Multiple live fire demonstrations were carried out on behalf of the US Defence Advanced Research 27-28 September at the US Air National Guard Warren Grove bombing range in New Jersey.
Metal Storm says in a statement released 6 October that the flight demonstrations included “firing from the hover position at various altitudes as well as forward flight ‘strafing’ runs…
“Initial tests were conducted from the DP-5X UAV in strap-down mode as well as untethered hover sighting shots. Hover shots from various altitudes were followed by a concluding forward speed flight with shots that targeted a vehicle on the firing range”.
Metal Storm senior vice president for US operations Peter Faulkner has told Flight Unmanned that the DP-5X UAV used in the demonstration was one of the aircraft built for the US Defence Advanced Projects Agency as its contender for the US Army’s Future Combat System Class III UAV requirement.
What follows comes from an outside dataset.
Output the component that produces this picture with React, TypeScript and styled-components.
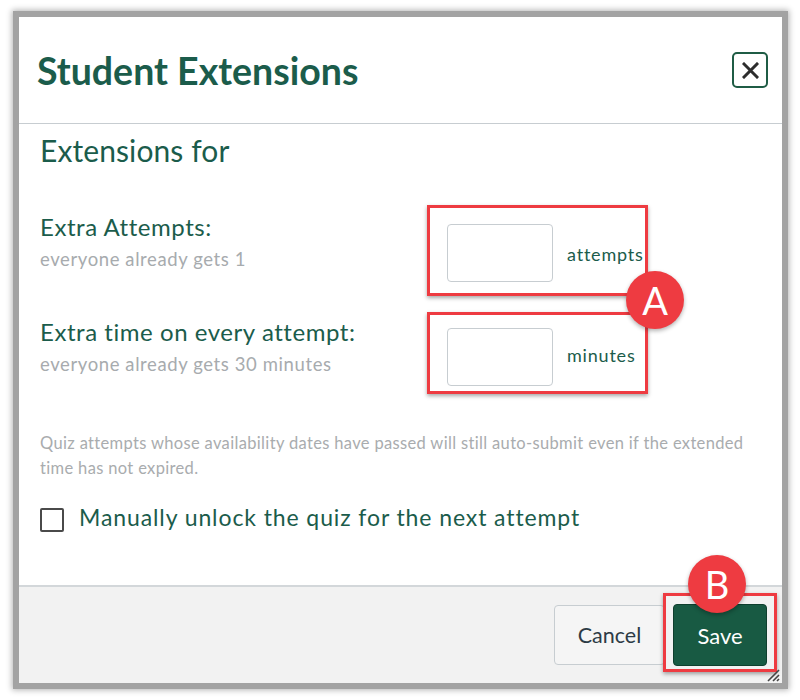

Dragonfly and Metal Storm previously demonstrated ground-based firing of a twin 40mm gun system aboard a Dragonfly DP-4X aircraft with rotors turning in May 2004. For that demonstration the Metal Storm guns were mounted on either side of the helicopter fuselage.
Faulkner says the DP-5X demonstrations saw two 40mm guns mounted below the UAV nose in a fixed, downwards angled position.
Sighting was carried out using a video camera located on the forward UAV fuselage, with this enabling man in the loop oversight of the target selection and engagement processes. The fire control system was a Metal Storm FC440 operated remotely over the aircraft datalink.
Faulkner says that 50 Metal Storm Mk16-KE kinetic energy rounds were taken to the range but not all of these were used.
The demonstration fulfilled all of Metal Storm’s existing contractual obligations to Dragonfly says Faulkner, with final test data now in the process of collection and evaluation. All data deliverables for Dragonfly and DARPA have already been handed over.
There is “no follow-on work currently scheduled” with Dragonfly however, Faulkner says Metal Storm hopes the demonstration leads to follow on opportunities to advance the gun system into a full UAV weaponisation option. “There has been very strong interest”.